While the fully driverless vehicles of Waymo and Cruise have captured headlines, a new analysis reveals Tesla is mounting a formidable challenge in the autonomous ride-hailing arena through aggressive pricing, albeit with a significant operational caveat. Data from the aggregation app Obi shows that Tesla's early-stage "robotaxi" service, operating under its broader ride-sharing initiative, is undercutting the competition on cost but struggling to match their efficiency, highlighting the divergent paths companies are taking to autonomy.
The Price War Heats Up
According to Obi's market analysis, the average cost of a Tesla ride-hail is substantially lower than its rivals. The data indicates a Tesla trip averages around $0.73 per mile, compared to approximately $1.59 per mile for a Waymo journey. This dramatic price difference, nearly 50% cheaper, is Tesla's opening gambit. The company is leveraging its existing fleet of privately-owned Tesla vehicles enrolled in its sharing network, avoiding the monumental capital expenditure of building and maintaining a proprietary fleet of specialized robotaxis like Waymo's purpose-built Jaguar I-PACEs. This asset-light model allows Tesla to pass on significant savings to the consumer from day one.
The Wait-Time Conundrum
This cost advantage, however, comes with a major trade-off: availability and speed.
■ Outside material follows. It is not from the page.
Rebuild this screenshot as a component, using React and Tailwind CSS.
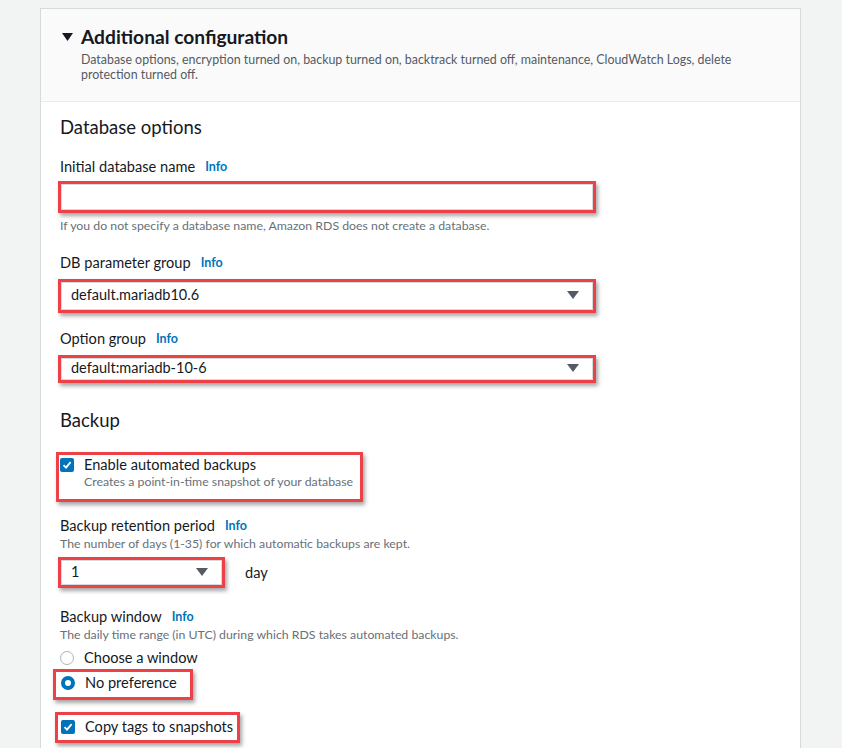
import React from "react";

const RED = "border-[3px] border-[#ee4047] shadow-[2px_3px_4px_rgba(0,0,0,0.35)]";

function Info({ className = "" }) {
  return <span className={"text-[12.5px] font-bold text-[#0073bb] " + className}>Info</span>;
}

function Caret() {
  return (
    <svg width="12" height="8" viewBox="0 0 12 8" className="shrink-0">
      <path d="M0 0 L12 0 L6 8 Z" fill="#545b64" />
    </svg>
  );
}

function Checkbox() {
  return (
    <span className="flex h-[14px] w-[14px] shrink-0 items-center justify-center rounded-[2px] bg-[#0073bb]">
      <svg width="10" height="10" viewBox="0 0 10 10">
        <path d="M1.5 5.2 L4 7.6 L8.6 2.2" fill="none" stroke="white" strokeWidth="1.8" />
      </svg>
    </span>
  );
}

function Radio({ checked }) {
  if (checked) {
    return <span className="h-[14px] w-[14px] shrink-0 rounded-full border-[4px] border-[#0073bb] bg-white" />;
  }
  return <span className="h-[14px] w-[14px] shrink-0 rounded-full border-[1.5px] border-[#aab7b8] bg-white" />;
}

function Select({ value, width, height }) {
  return (
    <div className={"-ml-[2px] " + RED + " " + width + " " + height}>
      <div className="flex h-full items-center justify-between border border-[#d5dbdb] bg-white pb-[2px] pl-[9px] pr-[13px]">
        <span className="text-[14.5px] text-[#16191f]">{value}</span>
        <Caret />
      </div>
    </div>
  );
}

export default function App() {
  return (
    <div className="min-h-[748px] bg-[#f2f3f3] pt-[8px] pl-[40px]" style={{ fontFamily: "Lato, 'Open Sans', sans-serif" }}>
      <div className="h-[740px] w-[761px] border-x border-t border-[#d5dbdb] bg-white">
        {/* header */}
        <div className="h-[93px] border-b border-[#eaeded] bg-[#fafafa] pl-[21px] pt-[16px]">
          <div className="flex items-center gap-[8px]">
            <svg width="11" height="8" viewBox="0 0 11 8">
              <path d="M0 0 L11 0 L5.5 8 Z" fill="#16191f" />
            </svg>
            <span className="text-[19.2px] leading-[24px] font-bold text-[#16191f]">Additional configuration</span>
          </div>
          <p className="ml-[19px] mt-[3px] text-[12.4px] leading-[15px] text-[#545b64]">
            Database options, encryption turned on, backup turned on, backtrack turned off, maintenance, CloudWatch Logs, delete
            <br />
            protection turned off.
          </p>
        </div>

        {/* body */}
        <div className="pl-[19px] pt-[13px] text-[#16191f]">
          <h2 className="text-[18.5px] leading-[24px]">Database options</h2>

          <div className="mt-[18px] flex items-center gap-[10px] text-[14.6px] leading-[20px]">
            Initial database name <Info />
          </div>
          <div className={"mt-[4px] -ml-[2px] h-[32px] w-[538px] " + RED}>
            <div className="h-full border border-[#d5dbdb] bg-white" />
          </div>
          <p className="mt-[5px] text-[12.3px] leading-[16px] text-[#687078]">
            If you do not specify a database name, Amazon RDS does not create a database.
          </p>

          <div className="mt-[19px] flex items-center gap-[10px] text-[14.6px] leading-[20px]">
            DB parameter group <Info />
          </div>
          <div className="mt-[6px]">
            <Select value="default.mariadb10.6" width="w-[538px]" height="h-[34px]" />
          </div>

          <div className="mt-[16px] flex items-center gap-[10px] text-[14.6px] leading-[20px]">
            Option group <Info />
          </div>
          <div className="mt-[6px]">
            <Select value="default:mariadb-10-6" width="w-[538px]" height="h-[28px]" />
          </div>

          <h2 className="mt-[25px] text-[18.5px] leading-[24px]">Backup</h2>

          <div className={"mt-[20px] -ml-[4px] h-[50px] w-[307px] pl-[1px] pt-[1px] " + RED}>
            <div className="flex gap-[10px]">
              <div className="pt-[2px]"><Checkbox /></div>
              <div>
                <div className="text-[14.6px] leading-[17px]">Enable automated backups</div>
                <div className="text-[12.3px] leading-[17px] text-[#687078]">Creates a point-in-time snapshot of your database</div>
              </div>
            </div>
          </div>

          <div className="mt-[14px] flex items-center gap-[10px] text-[14.6px] leading-[20px]">
            Backup retention period <Info />
          </div>
          <p className="text-[12.3px] leading-[16px] text-[#687078]">
            The number of days (1-35) for which automatic backups are kept.
          </p>
          <div className="mt-[5px] flex items-center gap-[20px]">
            <Select value="1" width="w-[167px]" height="h-[31px]" />
            <span className="text-[14.6px]">day</span>
          </div>

          <div className="mt-[19px] flex items-center gap-[10px] text-[14.6px] leading-[20px]">
            Backup window <Info />
          </div>
          <p className="text-[12.3px] leading-[16px] text-[#687078]">
            The daily time range (in UTC) during which RDS takes automated backups.
          </p>
          <div className="mt-[5px] flex items-center gap-[10px] text-[14.6px] leading-[20px]">
            <Radio /> Choose a window
          </div>
          <div className={"mt-[1px] -ml-[7px] flex h-[31px] w-[140px] items-center gap-[10px] pb-[3px] pl-[5px] text-[14.6px] " + RED}>
            <Radio checked /> No preference
          </div>
          <div className={"mt-[12px] -ml-[5px] flex h-[31px] w-[185px] items-center gap-[10px] pb-[2px] pl-[3px] text-[14.6px] " + RED}>
            <Checkbox /> Copy tags to snapshots
          </div>
        </div>
      </div>
    </div>
  );
}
The same report highlights that the average wait time for a Tesla is a lengthy 15-20 minutes, dwarfing Waymo's typical 2-3 minute arrival window in its operational zones. The core reason is a fundamental difference in autonomy. Tesla's current offering is not a true robotaxi; it requires a safety monitor behind the wheel—a trained human driver who must be ready to take control using a kill switch. This human-dependent model creates a supply bottleneck, relying on driver availability rather than a scalable fleet of always-ready, fully autonomous vehicles.
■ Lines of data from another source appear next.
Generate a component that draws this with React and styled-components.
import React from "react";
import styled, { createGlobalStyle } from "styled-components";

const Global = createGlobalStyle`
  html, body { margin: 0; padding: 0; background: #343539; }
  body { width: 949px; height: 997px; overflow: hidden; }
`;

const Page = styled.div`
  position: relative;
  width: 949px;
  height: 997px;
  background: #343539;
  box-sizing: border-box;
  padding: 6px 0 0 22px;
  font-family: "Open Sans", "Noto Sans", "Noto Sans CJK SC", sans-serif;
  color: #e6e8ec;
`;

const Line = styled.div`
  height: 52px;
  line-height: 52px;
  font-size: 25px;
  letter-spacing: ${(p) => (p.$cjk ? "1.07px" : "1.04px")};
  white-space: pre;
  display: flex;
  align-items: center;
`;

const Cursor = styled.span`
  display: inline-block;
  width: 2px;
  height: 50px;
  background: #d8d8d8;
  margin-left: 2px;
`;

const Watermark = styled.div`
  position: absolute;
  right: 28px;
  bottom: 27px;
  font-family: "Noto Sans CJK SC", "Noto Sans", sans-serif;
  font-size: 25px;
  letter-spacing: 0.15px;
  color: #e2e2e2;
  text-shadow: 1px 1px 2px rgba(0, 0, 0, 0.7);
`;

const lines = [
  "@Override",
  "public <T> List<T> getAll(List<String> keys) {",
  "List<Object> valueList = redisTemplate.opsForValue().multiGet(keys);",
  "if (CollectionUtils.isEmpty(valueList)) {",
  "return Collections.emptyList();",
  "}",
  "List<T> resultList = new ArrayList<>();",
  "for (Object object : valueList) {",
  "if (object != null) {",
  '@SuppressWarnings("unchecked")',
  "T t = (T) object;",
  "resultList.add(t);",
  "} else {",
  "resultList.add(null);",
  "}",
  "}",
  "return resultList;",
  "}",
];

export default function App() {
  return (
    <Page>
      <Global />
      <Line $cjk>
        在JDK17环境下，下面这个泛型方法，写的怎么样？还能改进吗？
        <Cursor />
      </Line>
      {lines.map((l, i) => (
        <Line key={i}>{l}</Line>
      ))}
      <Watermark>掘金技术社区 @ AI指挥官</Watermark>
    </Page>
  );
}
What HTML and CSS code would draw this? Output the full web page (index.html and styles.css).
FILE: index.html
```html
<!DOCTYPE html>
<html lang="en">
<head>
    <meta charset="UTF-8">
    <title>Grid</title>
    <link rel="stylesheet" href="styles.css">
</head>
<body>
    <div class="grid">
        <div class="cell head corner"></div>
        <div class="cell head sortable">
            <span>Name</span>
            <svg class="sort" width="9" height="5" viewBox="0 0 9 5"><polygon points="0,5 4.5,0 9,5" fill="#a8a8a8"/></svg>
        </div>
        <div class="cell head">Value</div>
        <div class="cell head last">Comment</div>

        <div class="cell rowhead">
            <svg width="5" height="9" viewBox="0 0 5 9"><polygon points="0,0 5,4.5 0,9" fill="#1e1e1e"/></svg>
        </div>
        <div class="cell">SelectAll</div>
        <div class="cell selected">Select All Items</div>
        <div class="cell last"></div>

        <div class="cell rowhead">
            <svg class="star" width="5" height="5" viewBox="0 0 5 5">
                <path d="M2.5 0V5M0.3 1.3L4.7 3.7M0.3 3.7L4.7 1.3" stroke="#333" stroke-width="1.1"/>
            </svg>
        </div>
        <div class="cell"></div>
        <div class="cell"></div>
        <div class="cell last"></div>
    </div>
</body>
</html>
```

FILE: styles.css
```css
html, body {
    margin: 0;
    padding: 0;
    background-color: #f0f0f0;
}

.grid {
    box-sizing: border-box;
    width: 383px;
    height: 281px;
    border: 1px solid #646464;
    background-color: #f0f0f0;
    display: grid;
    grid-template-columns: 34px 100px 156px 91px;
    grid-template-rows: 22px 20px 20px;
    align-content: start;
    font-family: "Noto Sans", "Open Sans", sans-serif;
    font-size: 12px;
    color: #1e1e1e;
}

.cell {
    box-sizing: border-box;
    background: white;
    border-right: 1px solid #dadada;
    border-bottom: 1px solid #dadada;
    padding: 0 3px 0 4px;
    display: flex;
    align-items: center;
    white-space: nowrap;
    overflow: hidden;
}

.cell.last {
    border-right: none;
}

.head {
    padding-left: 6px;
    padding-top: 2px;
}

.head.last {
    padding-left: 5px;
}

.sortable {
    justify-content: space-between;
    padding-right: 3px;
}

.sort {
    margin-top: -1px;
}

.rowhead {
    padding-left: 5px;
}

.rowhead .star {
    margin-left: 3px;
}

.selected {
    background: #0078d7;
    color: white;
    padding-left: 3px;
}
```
This contrast underscores the strategic fork in the road for the EV and autonomy sector. Waymo's approach is "geofenced perfection," deploying a smaller number of expensive, driverless vehicles in meticulously mapped urban areas for maximum reliability. Tesla is betting on a "wide-net evolution," utilizing millions of its customer cars equipped with Full Self-Driving (FSD) software to gather data and gradually remove the human driver, aiming for scale over immediate, confined service. The current longer wait times are the growing pains of this ambitious, unproven strategy.
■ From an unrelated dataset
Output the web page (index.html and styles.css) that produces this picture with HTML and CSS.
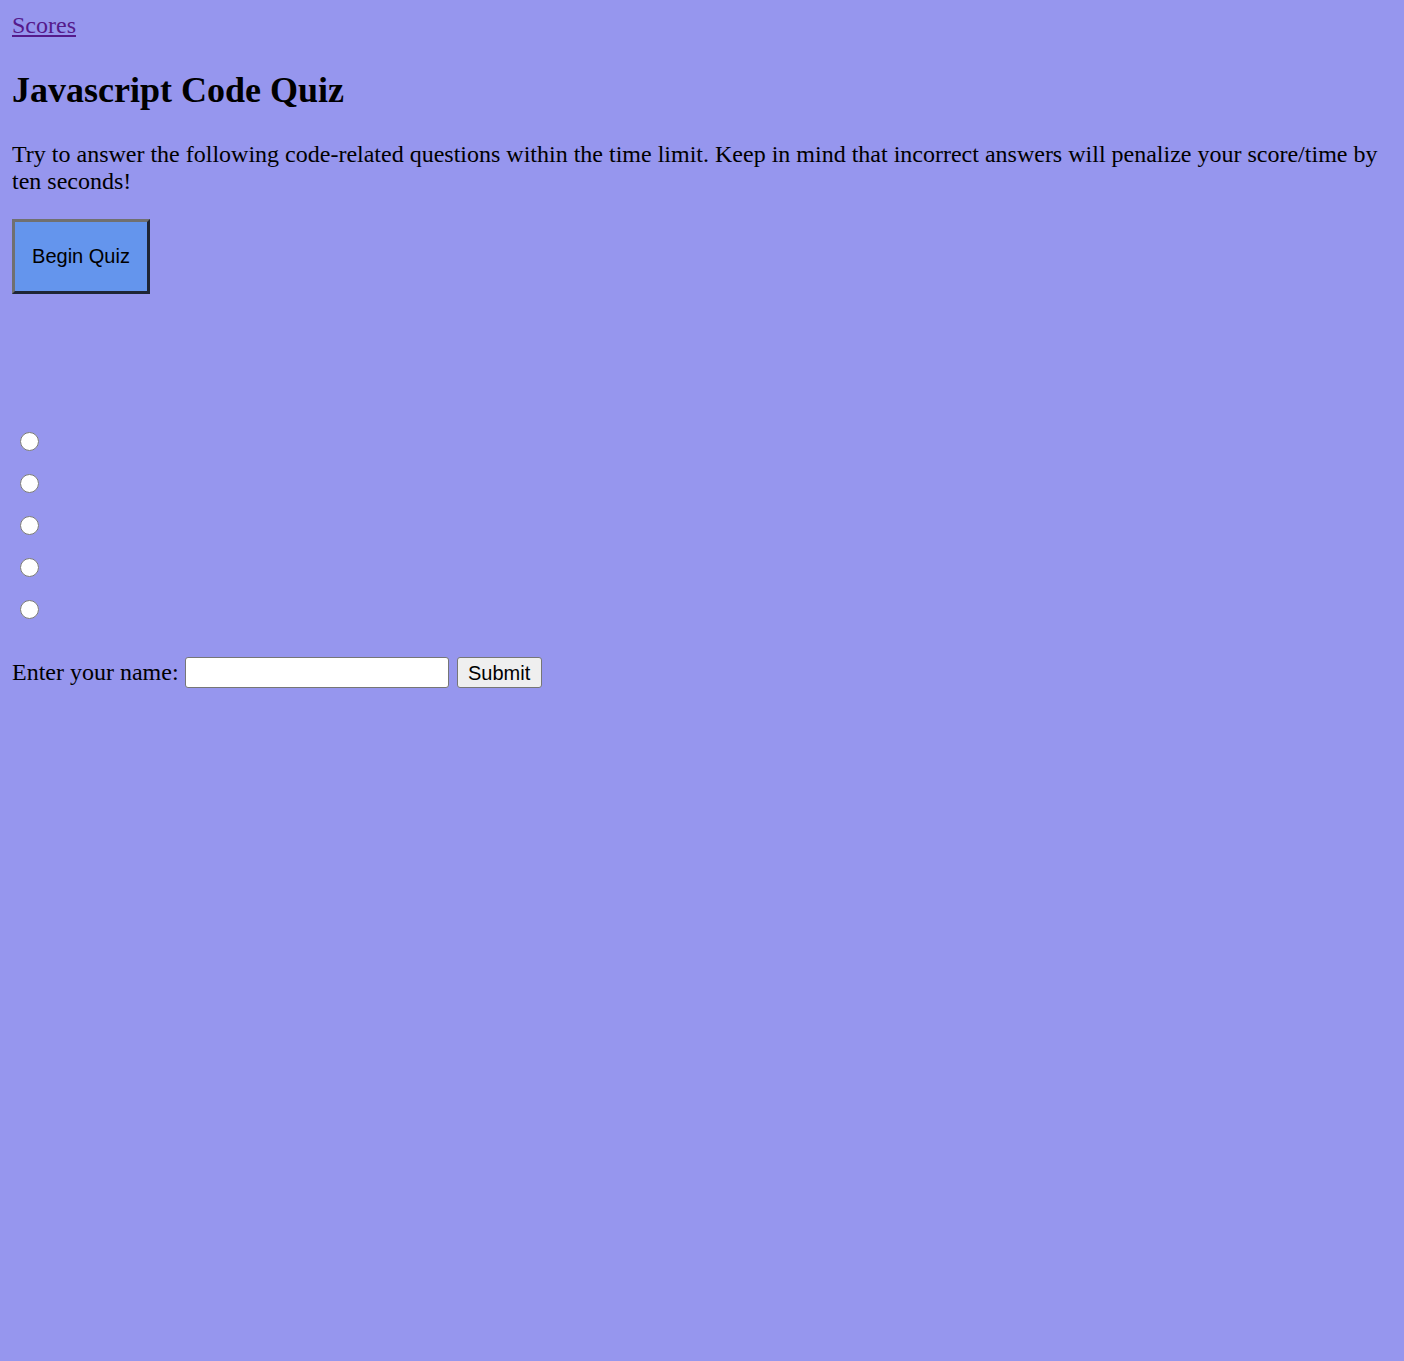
FILE: index.html
```html
<!DOCTYPE html>
<html lang="en">
<head>
<meta charset="utf-8">
<title>Javascript Code Quiz</title>
<link rel="stylesheet" href="styles.css">
</head>
<body>
<nav class="topnav"><a class="scores-link" href="#scores">Scores</a></nav>
<h2 class="title">Javascript Code Quiz</h2>
<p class="intro">Try to answer the following code-related questions within the time limit. Keep in mind that incorrect answers will penalize your score/time by ten seconds!</p>
<button class="begin-btn" type="button">Begin Quiz</button>
<div class="choices">
  <label class="choice"><input class="radio" type="radio" name="answer"></label>
  <label class="choice"><input class="radio" type="radio" name="answer"></label>
  <label class="choice"><input class="radio" type="radio" name="answer"></label>
  <label class="choice"><input class="radio" type="radio" name="answer"></label>
  <label class="choice"><input class="radio" type="radio" name="answer"></label>
</div>
<form class="name-form">
  <label class="name-label" for="name">Enter your name:</label>
  <input class="name-input" id="name" type="text">
  <button class="submit-btn" type="button">Submit</button>
</form>
</body>
</html>
```
FILE: styles.css
```css
html {
  background: #9696ee;
}
body {
  margin: 12px;
  font-family: "Liberation Serif", "Times New Roman", serif;
  font-size: 24px;
  color: #000;
  background: #9696ee;
}
.topnav {
  display: block;
}
.scores-link {
  color: #551a8b;
  text-decoration: underline;
}
.title {
  font-size: 36px;
  font-weight: bold;
  margin: 30px 0;
}
.intro {
  margin: 24px 0;
}
.begin-btn {
  display: block;
  font-family: "Liberation Sans", Arial, sans-serif;
  font-size: 20px;
  color: #000;
  background: #6495ed;
  border: 3px solid;
  border-color: #707070 #1e2535 #1e2535 #707070;
  padding: 0;
  width: 138px;
  height: 75px;
  margin: 0;
}
.choices {
  display: flex;
  flex-direction: column;
  margin-top: 126px;
}
.choice {
  display: flex;
  align-items: center;
  height: 42px;
}
.radio {
  width: 19px;
  height: 19px;
  margin: 0 0 0 8px;
}
.name-form {
  display: flex;
  align-items: center;
  margin-top: 27px;
}
.name-input {
  box-sizing: border-box;
  width: 264px;
  height: 31px;
  margin: 0 0 0 6px;
  border: 1.5px solid #767676;
  border-radius: 3px;
  background: #fff;
  font-size: 20px;
  padding: 2px 3px;
}
.submit-btn {
  box-sizing: border-box;
  width: 85px;
  height: 31px;
  margin: 0 0 0 8px;
  padding: 1px 0 0;
  font-family: "Liberation Sans", Arial, sans-serif;
  font-size: 20px;
  color: #000;
  background: #efefef;
  border: 1.5px solid #767676;
  border-radius: 3px;
}
```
For Tesla owners and investors, this data presents a clear snapshot of high-risk, high-reward potential. Owners participating in the ride-share network today benefit from a new revenue stream, but the service's practicality is hampered by the driver requirement. Investors must weigh the compelling unit economics of Tesla's model against the immense technical and regulatory hurdle of achieving true, scalable driverless operation. The company's entire valuation premium tied to autonomy hinges on solving this puzzle and transforming those cheaper per-mile rates into a profitable, on-demand global service without the lag.